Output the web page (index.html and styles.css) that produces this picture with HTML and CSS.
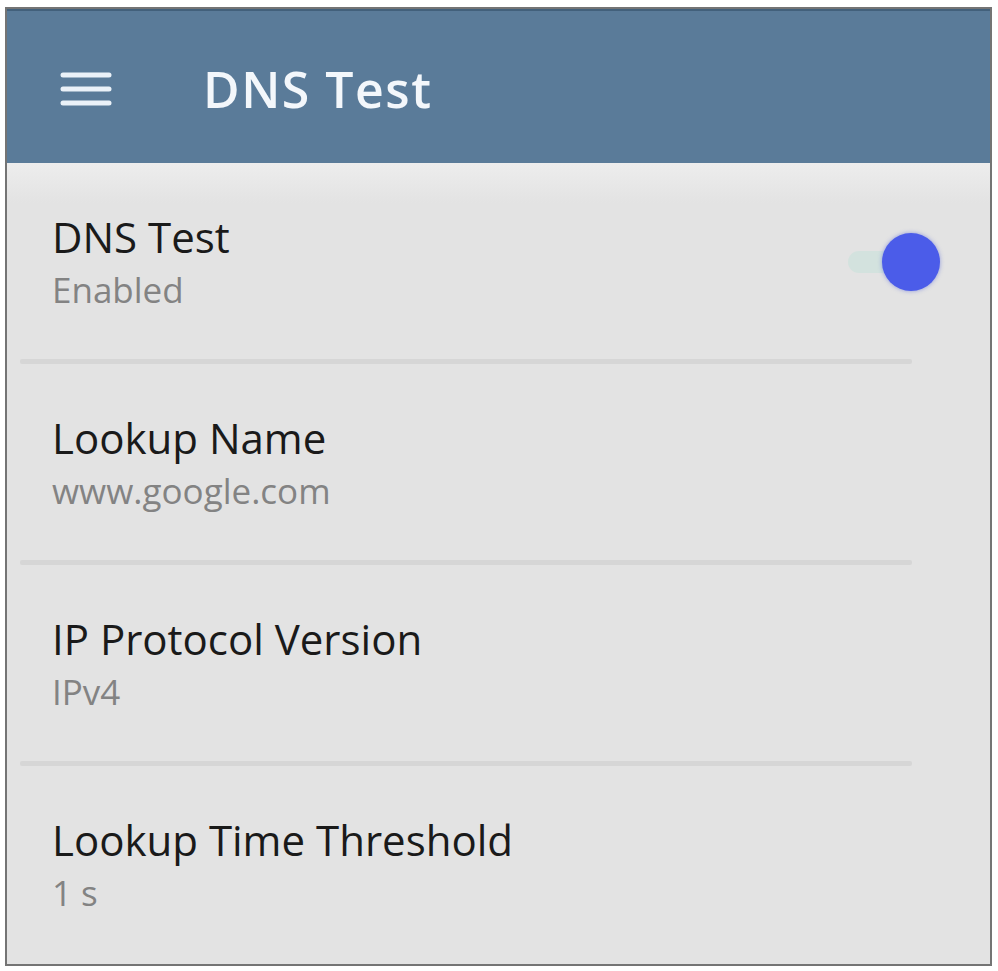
FILE: index.html
```html
<!DOCTYPE html>
<html lang="en">
<head>
<meta charset="utf-8">
<title>DNS Test</title>
<link rel="stylesheet" href="styles.css">
</head>
<body>
<div class="frame">
  <header class="appbar">
    <svg class="menu-icon" width="52" height="36" viewBox="0 0 52 36" aria-hidden="true">
      <line x1="3" y1="4" x2="49" y2="4"/>
      <line x1="3" y1="18" x2="49" y2="18"/>
      <line x1="3" y1="32" x2="49" y2="32"/>
    </svg>
    <h1 class="appbar-title">DNS Test</h1>
  </header>
  <main class="list">
    <div class="item">
      <div class="item-row">
        <div class="item-text">
          <div class="item-title">DNS Test</div>
          <div class="item-sub">Enabled</div>
        </div>
        <div class="switch">
          <span class="switch-track"></span>
          <span class="switch-thumb"></span>
        </div>
      </div>
      <div class="divider"></div>
    </div>
    <div class="item">
      <div class="item-row">
        <div class="item-text">
          <div class="item-title">Lookup Name</div>
          <div class="item-sub">www.google.com</div>
        </div>
      </div>
      <div class="divider"></div>
    </div>
    <div class="item">
      <div class="item-row">
        <div class="item-text">
          <div class="item-title">IP Protocol Version</div>
          <div class="item-sub">IPv4</div>
        </div>
      </div>
      <div class="divider"></div>
    </div>
    <div class="item item-last">
      <div class="item-row">
        <div class="item-text">
          <div class="item-title">Lookup Time Threshold</div>
          <div class="item-sub">1 s</div>
        </div>
      </div>
    </div>
  </main>
</div>
</body>
</html>
```
FILE: styles.css
```css
* {
  box-sizing: border-box;
}

html, body {
  margin: 0;
  padding: 0;
  background: #ffffff;
}

body {
  font-family: "Open Sans", "Noto Sans", "Liberation Sans", sans-serif;
}

.frame {
  width: 987px;
  height: 959px;
  margin: 7px 0 0 5px;
  border: 2px solid #747474;
  background: #e3e3e3;
  display: flex;
  flex-direction: column;
  overflow: hidden;
}

.appbar {
  height: 154px;
  flex: none;
  background: #5a7b99;
  border-top: 2px solid #42607b;
  display: flex;
  align-items: center;
  padding: 4px 0 0 53px;
}

.menu-icon {
  flex: none;
  stroke: #eaf1f8;
  stroke-width: 5;
  stroke-linecap: round;
}

.appbar-title {
  margin: 0 0 0 91px;
  font-size: 50px;
  font-weight: 600;
  color: #f3f7fb;
  line-height: 60px;
  letter-spacing: 1.5px;
}

.list {
  flex: 1;
  display: flex;
  flex-direction: column;
  background: linear-gradient(#ededed, #e3e3e3 40px);
}

.item {
  height: 201px;
  flex: none;
  display: flex;
  flex-direction: column;
}

.item-last {
  flex: 1;
}

.item-row {
  flex: 1;
  display: flex;
  align-items: flex-start;
  padding: 49px 50px 0 45px;
}

.item-text {
  flex: 1;
  display: flex;
  flex-direction: column;
}

.item-title {
  font-size: 42px;
  line-height: 50px;
  color: #1a1a1a;
}

.item-sub {
  margin-top: 7px;
  font-size: 35px;
  line-height: 42px;
  color: #838383;
}

.switch {
  position: relative;
  flex: none;
  width: 96px;
  height: 60px;
  margin-top: 20px;
}

.switch-track {
  position: absolute;
  left: 4px;
  right: 20px;
  top: 19px;
  height: 22px;
  border-radius: 11px;
  background: #d3e2de;
}

.switch-thumb {
  position: absolute;
  right: 0;
  top: 1px;
  width: 58px;
  height: 58px;
  border-radius: 50%;
  background: #4b5ce9;
  box-shadow: 0 0 4px rgba(60, 80, 220, 0.5);
}

.divider {
  height: 5px;
  flex: none;
  margin: 0 78px 0 13px;
  background: #d6d6d6;
  border-radius: 2px;
}
```
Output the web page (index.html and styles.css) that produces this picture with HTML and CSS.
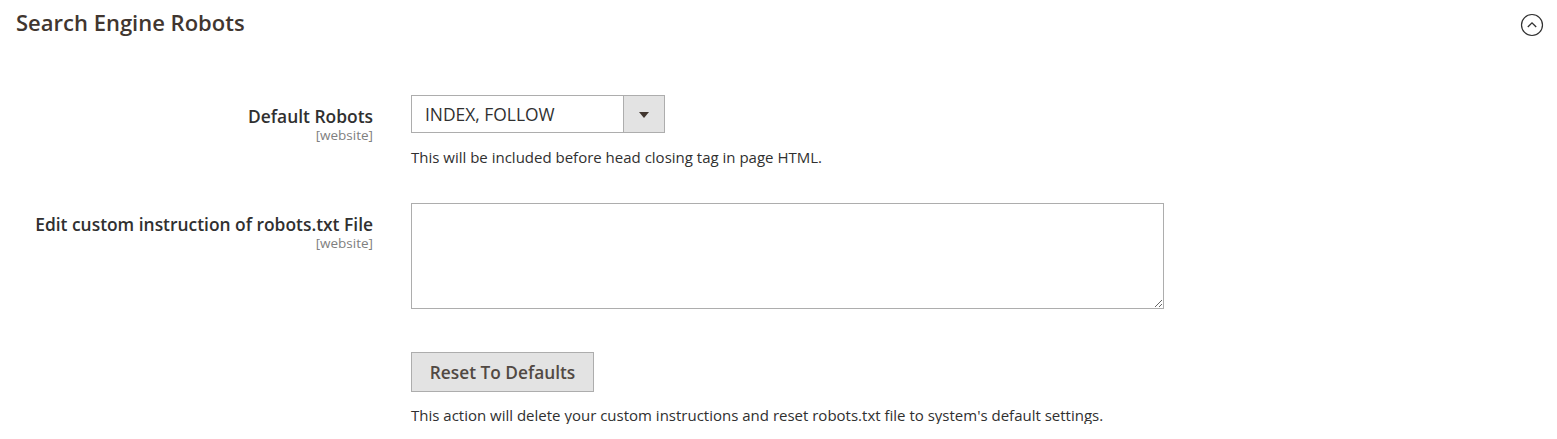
FILE: index.html
```html
<!DOCTYPE html>
<html>
<head>
<meta charset="utf-8">
<link rel="stylesheet" href="styles.css">
</head>
<body>
<section class="section">
  <div class="section-head">
    <h2 class="title">Search Engine Robots</h2>
    <span class="toggle">
      <svg width="24" height="24" viewBox="0 0 24 24"><circle cx="12" cy="12" r="10.5" fill="none" stroke="#303030" stroke-width="1.2"/><path d="M7.8 14 L12 9.8 L16.2 14" fill="none" stroke="#303030" stroke-width="1.3"/></svg>
    </span>
  </div>
  <div class="rows">
    <div class="row">
      <div class="label"><span class="label-text">Default Robots</span><span class="scope">[website]</span></div>
      <div class="value">
        <div class="select"><span class="select-text">INDEX, FOLLOW</span><span class="select-arrow"><span class="tri"></span></span></div>
        <p class="note">This will be included before head closing tag in page HTML.</p>
      </div>
    </div>
    <div class="row row-2">
      <div class="label"><span class="label-text">Edit custom instruction of robots.txt File</span><span class="scope">[website]</span></div>
      <div class="value">
        <textarea class="textarea"></textarea>
      </div>
    </div>
    <div class="row row-3">
      <div class="label"></div>
      <div class="value">
        <button class="btn">Reset To Defaults</button>
        <p class="note">This action will delete your custom instructions and reset robots.txt file to system's default settings.</p>
      </div>
    </div>
  </div>
</section>
</body>
</html>
```
FILE: styles.css
```css
* { box-sizing: border-box; }
body { margin: 0; background: #fff; font-family: "Open Sans", sans-serif; color: #303030; }
.section { padding: 0 0 0 16px; }
.section-head { display: flex; justify-content: space-between; align-items: center; height: 43px; padding-right: 13px; }
.title { margin: 0; font-size: 22px; font-weight: 600; color: #41362f; letter-spacing: 0; }
.toggle { display: flex; margin-top: 6px; }
.rows { padding-top: 52px; }
.row { display: flex; }
.label { width: 357px; display: flex; flex-direction: column; align-items: flex-end; text-align: right; }
.label-text { font-size: 17.4px; font-weight: 600; color: #303030; line-height: 20px; margin-top: 11px; }
.scope { font-size: 13.5px; color: #808080; line-height: 18px; }
.value { margin-left: 38px; }
.select { width: 254px; height: 38px; border: 1px solid #adadad; display: flex; align-items: stretch; }
.select-text { flex: 1; font-size: 17.4px; color: #303030; padding-left: 13px; line-height: 37px; }
.select-arrow { width: 41px; background: #e3e3e3; border-left: 1px solid #adadad; display: flex; align-items: center; justify-content: center; }
.tri { width: 0; height: 0; border-left: 5px solid transparent; border-right: 5px solid transparent; border-top: 6px solid #41362f; margin-top: 1px; }
.note { margin: 15px 0 0; font-size: 15px; color: #303030; line-height: 18px; }
.row-2 { margin-top: 37px; }
.textarea { display: block; width: 753px; height: 106px; border: 1px solid #adadad; resize: vertical; margin: 0; }
.row-3 { margin-top: 43px; }
.btn { display: block; width: 183px; height: 40px; background: #e3e3e3; border: 1px solid #adadad; color: #514943; font-family: "Open Sans", sans-serif; font-size: 17.3px; font-weight: 600; padding: 0; margin: 0; }
.row-3 .note { margin-top: 14px; }
```
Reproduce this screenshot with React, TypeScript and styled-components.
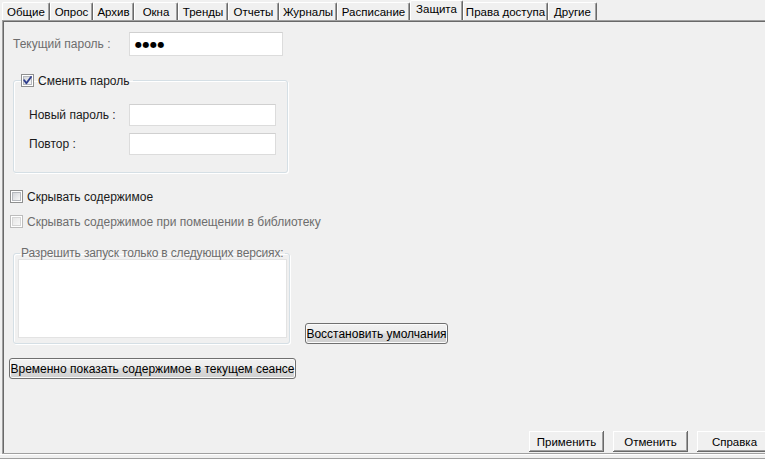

__________________________________________________

→ **Task goal**:
In the copy, include all records verbatim but no images.

→ **Solution to this task**:
Output the web page (index.html and styles.css) that produces this picture with HTML and CSS.
FILE: index.html
```html
<!DOCTYPE html>
<html lang="en">
<head>
<meta charset="utf-8">
<title>DNS Test</title>
<link rel="stylesheet" href="styles.css">
</head>
<body>
<div class="frame">
  <header class="appbar">
    <svg class="menu-icon" width="52" height="36" viewBox="0 0 52 36" aria-hidden="true">
      <line x1="3" y1="4" x2="49" y2="4"/>
      <line x1="3" y1="18" x2="49" y2="18"/>
      <line x1="3" y1="32" x2="49" y2="32"/>
    </svg>
    <h1 class="appbar-title">DNS Test</h1>
  </header>
  <main class="list">
    <div class="item">
      <div class="item-row">
        <div class="item-text">
          <div class="item-title">DNS Test</div>
          <div class="item-sub">Enabled</div>
        </div>
        <div class="switch">
          <span class="switch-track"></span>
          <span class="switch-thumb"></span>
        </div>
      </div>
      <div class="divider"></div>
    </div>
    <div class="item">
      <div class="item-row">
        <div class="item-text">
          <div class="item-title">Lookup Name</div>
          <div class="item-sub">www.google.com</div>
        </div>
      </div>
      <div class="divider"></div>
    </div>
    <div class="item">
      <div class="item-row">
        <div class="item-text">
          <div class="item-title">IP Protocol Version</div>
          <div class="item-sub">IPv4</div>
        </div>
      </div>
      <div class="divider"></div>
    </div>
    <div class="item item-last">
      <div class="item-row">
        <div class="item-text">
          <div class="item-title">Lookup Time Threshold</div>
          <div class="item-sub">1 s</div>
        </div>
      </div>
    </div>
  </main>
</div>
</body>
</html>
```
FILE: styles.css
```css
* {
  box-sizing: border-box;
}

html, body {
  margin: 0;
  padding: 0;
  background: #ffffff;
}

body {
  font-family: "Open Sans", "Noto Sans", "Liberation Sans", sans-serif;
}

.frame {
  width: 987px;
  height: 959px;
  margin: 7px 0 0 5px;
  border: 2px solid #747474;
  background: #e3e3e3;
  display: flex;
  flex-direction: column;
  overflow: hidden;
}

.appbar {
  height: 154px;
  flex: none;
  background: #5a7b99;
  border-top: 2px solid #42607b;
  display: flex;
  align-items: center;
  padding: 4px 0 0 53px;
}

.menu-icon {
  flex: none;
  stroke: #eaf1f8;
  stroke-width: 5;
  stroke-linecap: round;
}

.appbar-title {
  margin: 0 0 0 91px;
  font-size: 50px;
  font-weight: 600;
  color: #f3f7fb;
  line-height: 60px;
  letter-spacing: 1.5px;
}

.list {
  flex: 1;
  display: flex;
  flex-direction: column;
  background: linear-gradient(#ededed, #e3e3e3 40px);
}

.item {
  height: 201px;
  flex: none;
  display: flex;
  flex-direction: column;
}

.item-last {
  flex: 1;
}

.item-row {
  flex: 1;
  display: flex;
  align-items: flex-start;
  padding: 49px 50px 0 45px;
}

.item-text {
  flex: 1;
  display: flex;
  flex-direction: column;
}

.item-title {
  font-size: 42px;
  line-height: 50px;
  color: #1a1a1a;
}

.item-sub {
  margin-top: 7px;
  font-size: 35px;
  line-height: 42px;
  color: #838383;
}

.switch {
  position: relative;
  flex: none;
  width: 96px;
  height: 60px;
  margin-top: 20px;
}

.switch-track {
  position: absolute;
  left: 4px;
  right: 20px;
  top: 19px;
  height: 22px;
  border-radius: 11px;
  background: #d3e2de;
}

.switch-thumb {
  position: absolute;
  right: 0;
  top: 1px;
  width: 58px;
  height: 58px;
  border-radius: 50%;
  background: #4b5ce9;
  box-shadow: 0 0 4px rgba(60, 80, 220, 0.5);
}

.divider {
  height: 5px;
  flex: none;
  margin: 0 78px 0 13px;
  background: #d6d6d6;
  border-radius: 2px;
}
```
Output the web page (index.html and styles.css) that produces this picture with HTML and CSS.
FILE: index.html
```html
<!DOCTYPE html>
<html>
<head>
<meta charset="utf-8">
<link rel="stylesheet" href="styles.css">
</head>
<body>
<section class="section">
  <div class="section-head">
    <h2 class="title">Search Engine Robots</h2>
    <span class="toggle">
      <svg width="24" height="24" viewBox="0 0 24 24"><circle cx="12" cy="12" r="10.5" fill="none" stroke="#303030" stroke-width="1.2"/><path d="M7.8 14 L12 9.8 L16.2 14" fill="none" stroke="#303030" stroke-width="1.3"/></svg>
    </span>
  </div>
  <div class="rows">
    <div class="row">
      <div class="label"><span class="label-text">Default Robots</span><span class="scope">[website]</span></div>
      <div class="value">
        <div class="select"><span class="select-text">INDEX, FOLLOW</span><span class="select-arrow"><span class="tri"></span></span></div>
        <p class="note">This will be included before head closing tag in page HTML.</p>
      </div>
    </div>
    <div class="row row-2">
      <div class="label"><span class="label-text">Edit custom instruction of robots.txt File</span><span class="scope">[website]</span></div>
      <div class="value">
        <textarea class="textarea"></textarea>
      </div>
    </div>
    <div class="row row-3">
      <div class="label"></div>
      <div class="value">
        <button class="btn">Reset To Defaults</button>
        <p class="note">This action will delete your custom instructions and reset robots.txt file to system's default settings.</p>
      </div>
    </div>
  </div>
</section>
</body>
</html>
```
FILE: styles.css
```css
* { box-sizing: border-box; }
body { margin: 0; background: #fff; font-family: "Open Sans", sans-serif; color: #303030; }
.section { padding: 0 0 0 16px; }
.section-head { display: flex; justify-content: space-between; align-items: center; height: 43px; padding-right: 13px; }
.title { margin: 0; font-size: 22px; font-weight: 600; color: #41362f; letter-spacing: 0; }
.toggle { display: flex; margin-top: 6px; }
.rows { padding-top: 52px; }
.row { display: flex; }
.label { width: 357px; display: flex; flex-direction: column; align-items: flex-end; text-align: right; }
.label-text { font-size: 17.4px; font-weight: 600; color: #303030; line-height: 20px; margin-top: 11px; }
.scope { font-size: 13.5px; color: #808080; line-height: 18px; }
.value { margin-left: 38px; }
.select { width: 254px; height: 38px; border: 1px solid #adadad; display: flex; align-items: stretch; }
.select-text { flex: 1; font-size: 17.4px; color: #303030; padding-left: 13px; line-height: 37px; }
.select-arrow { width: 41px; background: #e3e3e3; border-left: 1px solid #adadad; display: flex; align-items: center; justify-content: center; }
.tri { width: 0; height: 0; border-left: 5px solid transparent; border-right: 5px solid transparent; border-top: 6px solid #41362f; margin-top: 1px; }
.note { margin: 15px 0 0; font-size: 15px; color: #303030; line-height: 18px; }
.row-2 { margin-top: 37px; }
.textarea { display: block; width: 753px; height: 106px; border: 1px solid #adadad; resize: vertical; margin: 0; }
.row-3 { margin-top: 43px; }
.btn { display: block; width: 183px; height: 40px; background: #e3e3e3; border: 1px solid #adadad; color: #514943; font-family: "Open Sans", sans-serif; font-size: 17.3px; font-weight: 600; padding: 0; margin: 0; }
.row-3 .note { margin-top: 14px; }
```
Reproduce this screenshot with React, TypeScript and styled-components.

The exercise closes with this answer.